Your objective | In the entries that follow, find the word "index" and report each line it is on.

Dataset excerpts |
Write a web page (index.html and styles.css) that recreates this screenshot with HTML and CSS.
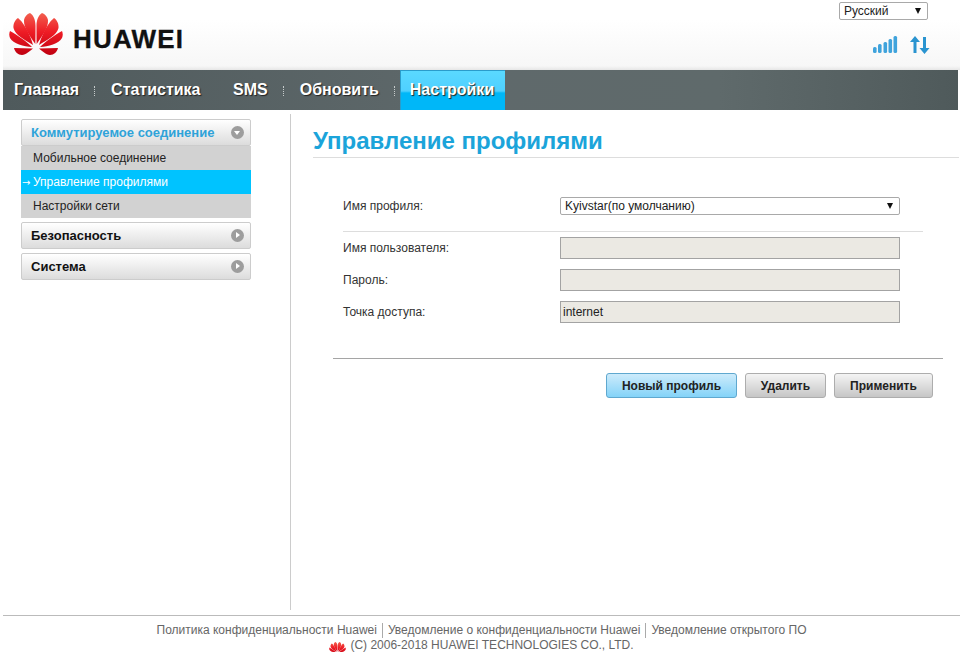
FILE: index.html
```html
<!DOCTYPE html>
<html lang="ru">
  <head>
    <meta charset="UTF-8" />
    <meta name="viewport" content="width=device-width, initial-scale=1.0" />
    <title>Управление профилями</title>
    <link rel="stylesheet" href="styles.css">
  </head>
  <body>
    <svg class="defs" width="0" height="0">
      <defs>
        <linearGradient id="petal" gradientUnits="userSpaceOnUse" x1="0" y1="13" x2="0" y2="55">
          <stop offset="0" stop-color="#f2604f" />
          <stop offset="0.45" stop-color="#ee1c25" />
          <stop offset="1" stop-color="#c00010" />
        </linearGradient>
        <g id="petals-half">
          <path d="M35.3 44 C30 36 23.5 28 24 20 C24.5 17 27 14 30 13 C33.5 15 35.5 20 35.5 26 C35.5 33 35.5 39 35.3 44Z" />
          <path d="M33 45 C25 40 15 35 13.5 28 C13 24 15 20 18 18 C23 22 26 28 28.5 33 C30.5 37 32 41 33 45Z" />
          <path d="M32 47 C24 46.5 13 44 10 38 C9 36 9 33 10 31 C17 35 26 41 32 47Z" />
          <path d="M33 48.5 L14 48 C15 52 18 55 22 55 C26 54.5 30 51 33 48.5Z" />
        </g>
        <symbol id="huawei-flower" viewBox="9 13 54 42">
          <g fill="url(#petal)">
            <use href="#petals-half" />
            <use href="#petals-half" transform="matrix(-1 0 0 1 72 0)" />
          </g>
        </symbol>
      </defs>
    </svg>

    <div class="page">
      <header class="top">
        <div class="brand">
          <svg class="brand-flower"><use href="#huawei-flower" /></svg>
          <span class="brand-name">HUAWEI</span>
        </div>
        <div class="status">
          <div class="lang">
            <select>
              <option>Русский</option>
            </select>
          </div>
          <div class="status-icons">
            <svg class="signal" width="25" height="17" viewBox="0 0 25 17">
              <rect x="0" y="11" width="3.6" height="6" rx="1.5" />
              <rect x="5" y="8" width="3.6" height="9" rx="1.5" />
              <rect x="10.5" y="6" width="3.6" height="11" rx="1.5" />
              <rect x="15.5" y="3" width="3.6" height="14" rx="1.5" />
              <rect x="20.5" y="0" width="3.6" height="17" rx="1.5" />
            </svg>
            <svg class="updown" width="20" height="18" viewBox="0 0 20 18">
              <path d="M5 0 L10 6 L6.5 6 L6.5 17 L3.5 17 L3.5 6 L0 6Z" />
              <path d="M14.5 18 L19.5 12 L16 12 L16 1 L13 1 L13 12 L9.5 12Z" />
            </svg>
          </div>
        </div>
      </header>

      <nav class="nav">
        <a class="nav-item">Главная</a>
        <span class="nav-sep"></span>
        <a class="nav-item">Статистика</a>
        <span class="nav-sep nav-sep-hidden"></span>
        <a class="nav-item">SMS</a>
        <span class="nav-sep"></span>
        <a class="nav-item">Обновить</a>
        <span class="nav-sep"></span>
        <a class="nav-item nav-active">Настройки</a>
      </nav>

      <div class="main">
        <aside class="side">
          <div class="menu-head menu-open">Коммутируемое соединение<span class="menu-icon icon-down"></span></div>
          <ul class="submenu">
            <li>Мобильное соединение</li>
            <li class="submenu-active">Управление профилями</li>
            <li>Настройки сети</li>
          </ul>
          <div class="menu-head">Безопасность<span class="menu-icon icon-right"></span></div>
          <div class="menu-head">Система<span class="menu-icon icon-right"></span></div>
        </aside>

        <section class="content">
          <h1 class="title">Управление профилями</h1>
          <form class="profile-form">
            <div class="row row-select">
              <label>Имя профиля:</label>
              <div class="profile-select">
                <select>
                  <option>Kyivstar(по умолчанию)</option>
                </select>
              </div>
            </div>
            <div class="row-line"></div>
            <div class="row">
              <label>Имя пользователя:</label>
              <input type="text" disabled />
            </div>
            <div class="row">
              <label>Пароль:</label>
              <input type="text" disabled />
            </div>
            <div class="row">
              <label>Точка доступа:</label>
              <input type="text" value="internet" disabled />
            </div>
          </form>
          <div class="actions">
            <button type="button" class="btn btn-new">Новый профиль</button>
            <button type="button" class="btn btn-delete">Удалить</button>
            <button type="button" class="btn btn-apply">Применить</button>
          </div>
        </section>
      </div>

      <footer class="foot">
        <div class="foot-links">
          <a>Политика конфиденциальности Huawei</a>
          <a>Уведомление о конфиденциальности Huawei</a>
          <a>Уведомление открытого ПО</a>
        </div>
        <div class="foot-copy">
          <svg class="foot-flower"><use href="#huawei-flower" /></svg>
          <span>(C) 2006-2018 HUAWEI TECHNOLOGIES CO., LTD.</span>
        </div>
      </footer>
    </div>
  </body>
</html>
```

FILE: styles.css
```css
html,
body {
  margin: 0;
  padding: 0;
  background: white;
}

body {
  font-family: "Liberation Sans", Arial, sans-serif;
  font-size: 12px;
  color: #333;
}

.defs {
  display: block;
  height: 0;
}

.page {
  margin: 0 3px;
}

/* header */
.top {
  height: 70px;
  display: flex;
  justify-content: space-between;
  background-image: linear-gradient(white 0, white 20px, #f7f7f7 66px, #e6e6e6 70px);
}

.brand {
  display: flex;
  align-items: flex-start;
  padding: 13px 0 0 6px;
}

.brand-flower {
  width: 54px;
  height: 42px;
}

.brand-name {
  margin: 12px 0 0 10px;
  font-size: 26px;
  line-height: 28px;
  font-weight: bold;
  letter-spacing: 1.2px;
  color: #111;
  -webkit-text-stroke: 0.3px #111;
}

.status {
  width: 92px;
  margin-right: 29px;
  padding-top: 2px;
}

.lang {
  position: relative;
  width: 89px;
}

.lang select,
.profile-select select {
  display: block;
  width: 100%;
  appearance: none;
  background: white;
  font-family: "Liberation Sans", Arial, sans-serif;
  font-size: 12px;
  color: #222;
  border: 1px solid #a9a9a9;
  border-radius: 2px;
  outline: none;
}

.lang select {
  height: 18px;
  padding: 0 0 0 4px;
}

.lang::after,
.profile-select::after {
  content: "";
  position: absolute;
  top: 6px;
  border-left: 3.5px solid transparent;
  border-right: 3.5px solid transparent;
  border-top: 6px solid #111;
}

.lang::after {
  right: 7px;
}

.status-icons {
  display: flex;
  align-items: flex-start;
  gap: 12px;
  margin: 16px 0 0 34px;
}

.signal {
  fill: #3fa3dc;
  flex: none;
}

.updown {
  fill: #2a94d0;
  flex: none;
}

/* main nav */
.nav {
  height: 40px;
  margin-right: 2px;
  display: flex;
  align-items: stretch;
  background-image: linear-gradient(to right, #4f5a5c, #5f696b 50%, #5f6a6b 75%, #4f5a5b);
}

.nav-item {
  padding: 0 11px;
  font-size: 16px;
  font-weight: bold;
  line-height: 39px;
  color: white;
  text-shadow: 1px 1px 1px #222;
}

.nav-sep {
  width: 1px;
  height: 10px;
  margin: 16px 5px 0 4px;
  border-left: 1px dotted #c6cbcb;
  box-sizing: border-box;
}

.nav-sep-hidden {
  border: none;
  margin-right: 5.5px;
}

.nav-active {
  padding: 0 11px 0 10px;
  border-top: 1px solid #2a9ccb;
  line-height: 37px;
  background-image: linear-gradient(#5ad9ff 0, #4fd0ff 20px, #00b7f8 22px, #00b7f8 100%);
  box-shadow: inset 1px 0 #2a9ccb;
}

/* layout */
.main {
  display: flex;
  height: 496px;
  margin-top: 4px;
}

.side {
  width: 230px;
  padding: 5px 0 0 18px;
  margin-right: 39px;
}

.menu-head {
  display: flex;
  align-items: center;
  justify-content: space-between;
  box-sizing: border-box;
  height: 27px;
  margin-bottom: 4px;
  padding: 0 6px 0 9px;
  border: 1px solid #ccc;
  border-radius: 2px;
  font-size: 13px;
  font-weight: bold;
  color: #111;
  background-image: linear-gradient(white, #dcdcdc);
}

.menu-open {
  margin-bottom: 0;
  color: #2fa3d9;
}

.menu-icon {
  position: relative;
  width: 13px;
  height: 13px;
  border-radius: 50%;
  background: #9d9d9d;
}

.menu-icon::after {
  content: "";
  position: absolute;
}

.icon-down::after {
  left: 3px;
  top: 5px;
  border-left: 3.5px solid transparent;
  border-right: 3.5px solid transparent;
  border-top: 4px solid white;
}

.icon-right::after {
  left: 5px;
  top: 3px;
  border-top: 3.5px solid transparent;
  border-bottom: 3.5px solid transparent;
  border-left: 4px solid white;
}

.submenu {
  list-style: none;
  margin: 0 0 4px;
  padding: 0;
  background: #d2d2d2;
}

.submenu li {
  height: 24px;
  padding-left: 12px;
  line-height: 24px;
  color: #222;
}

.submenu .submenu-active {
  background: #00c3ff;
  color: white;
}

.submenu-active::before {
  content: "→";
  display: inline-block;
  width: 11px;
  margin-left: -11px;
  font-family: "DejaVu Sans", sans-serif;
  font-size: 10px;
}

.content {
  flex: 1;
  border-left: 1px solid #ccc;
  padding-left: 22px;
}

.title {
  margin: 13px 1px 0 0;
  height: 30px;
  font-size: 24px;
  line-height: 28px;
  font-weight: bold;
  color: #1ba4da;
  border-bottom: 1px solid #ddd;
}

/* form */
.profile-form {
  margin: 39px 0 0 30px;
  width: 580px;
}

.row {
  display: flex;
  align-items: center;
  height: 22px;
  margin-bottom: 10px;
}

.row label {
  width: 217px;
  flex: none;
  color: #333;
}

.row-select {
  height: 18px;
  margin-bottom: 0;
}

.profile-select {
  position: relative;
  width: 340px;
}

.profile-select select {
  height: 18px;
  padding: 0 0 0 4px;
}

.profile-select::after {
  right: 7px;
}

.row-line {
  height: 1px;
  margin: 16px 0 5px;
  background: #ddd;
}

.row input {
  box-sizing: border-box;
  width: 340px;
  height: 22px;
  padding: 0 2px;
  border: 1px solid #a3a3a3;
  background: #ebe9e3;
  font-family: "Liberation Sans", Arial, sans-serif;
  font-size: 12px;
  color: #222;
}

.actions {
  display: flex;
  justify-content: flex-end;
  gap: 8px;
  width: 610px;
  box-sizing: border-box;
  margin: 35px 0 0 20px;
  padding: 14px 10px 0 0;
  border-top: 1px solid #a5a5a5;
}

.btn {
  box-sizing: border-box;
  height: 25px;
  padding: 0;
  border: 1px solid #adadad;
  border-radius: 3px;
  font-family: "Liberation Sans", Arial, sans-serif;
  font-size: 12px;
  font-weight: bold;
  color: #222;
  background-image: linear-gradient(#f4f4f4, #c6c6c6);
}

.btn-new {
  width: 131px;
  border-color: #5fa8cf;
  background-image: linear-gradient(#cdebfb, #84d3f8);
}

.btn-delete {
  width: 81px;
}

.btn-apply {
  width: 99px;
}

/* footer */
.foot {
  margin-top: 5px;
  border-top: 1px solid #bbb;
  text-align: center;
  color: #666;
}

.foot-links {
  display: flex;
  justify-content: center;
  padding-top: 7px;
  line-height: 15px;
}

.foot-links a {
  padding: 0 5px;
  border-left: 1px solid #aaa;
}

.foot-links a:first-child {
  border-left: none;
}

.foot-copy {
  display: flex;
  justify-content: center;
  align-items: flex-end;
  gap: 4px;
  line-height: 14px;
}

.foot-flower {
  width: 17px;
  height: 13px;
  margin-bottom: -3px;
}
```
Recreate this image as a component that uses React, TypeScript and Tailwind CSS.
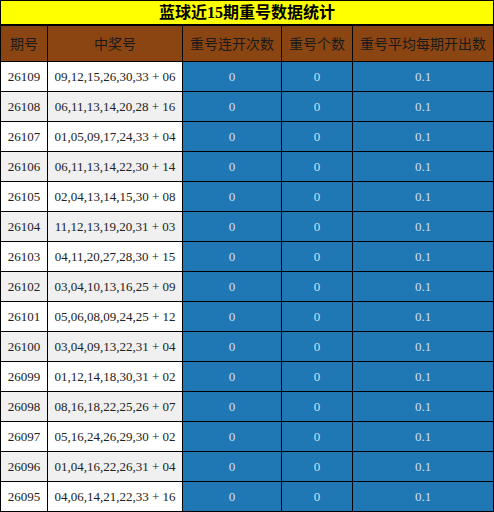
import React from "react";

const rows: [string, string][] = [
  ["26109", "09,12,15,26,30,33 + 06"],
  ["26108", "06,11,13,14,20,28 + 16"],
  ["26107", "01,05,09,17,24,33 + 04"],
  ["26106", "06,11,13,14,22,30 + 14"],
  ["26105", "02,04,13,14,15,30 + 08"],
  ["26104", "11,12,13,19,20,31 + 03"],
  ["26103", "04,11,20,27,28,30 + 15"],
  ["26102", "03,04,10,13,16,25 + 09"],
  ["26101", "05,06,08,09,24,25 + 12"],
  ["26100", "03,04,09,13,22,31 + 04"],
  ["26099", "01,12,14,18,30,31 + 02"],
  ["26098", "08,16,18,22,25,26 + 07"],
  ["26097", "05,16,24,26,29,30 + 02"],
  ["26096", "01,04,16,22,26,31 + 04"],
  ["26095", "04,06,14,21,22,33 + 16"],
];

const grid = "grid grid-cols-[47px_135px_99px_71px_141px]";
const cell = "box-border border-r border-b border-black flex items-center justify-center";

export default function App() {
  return (
    <div
      className="w-[494px] box-border border-l border-t border-black"
      style={{ fontFamily: '"Liberation Serif", "Noto Sans CJK SC", serif' }}
    >
      <div className="box-border h-[25px] bg-[#ffff00] border-r border-b-2 border-black flex items-center justify-center text-[16px] font-bold text-black leading-none">
        蓝球近15期重号数据统计
      </div>
      <div className={`${grid} h-[36px] bg-[#8b4513] text-[14px] text-[#1a1a1a]`} style={{ fontFamily: '"Noto Sans CJK SC", sans-serif' }}>
        <div className={cell}>期号</div>
        <div className={cell}>中奖号</div>
        <div className={cell}>重号连开次数</div>
        <div className={cell}>重号个数</div>
        <div className={cell}>重号平均每期开出数</div>
      </div>
      {rows.map(([p, n], i) => (
        <div key={p} className={`${grid} h-[30px] text-[13px]`}>
          <div className={`${cell} ${i % 2 === 1 ? "bg-[#f0f0f0]" : "bg-white"} text-[#222]`}>{p}</div>
          <div className={`${cell} ${i % 2 === 1 ? "bg-[#f0f0f0]" : "bg-white"} text-[#222]`}>{n}</div>
          <div className={`${cell} bg-[#1f77b4] text-[#cfe0f0]`}>0</div>
          <div className={`${cell} bg-[#1f77b4] text-[#cfe0f0]`}>0</div>
          <div className={`${cell} bg-[#1f77b4] text-[#cfe0f0]`}>0.1</div>
        </div>
      ))}
    </div>
  );
}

Solved problem |
Write a web page (index.html and styles.css) that recreates this screenshot with HTML and CSS.
FILE: index.html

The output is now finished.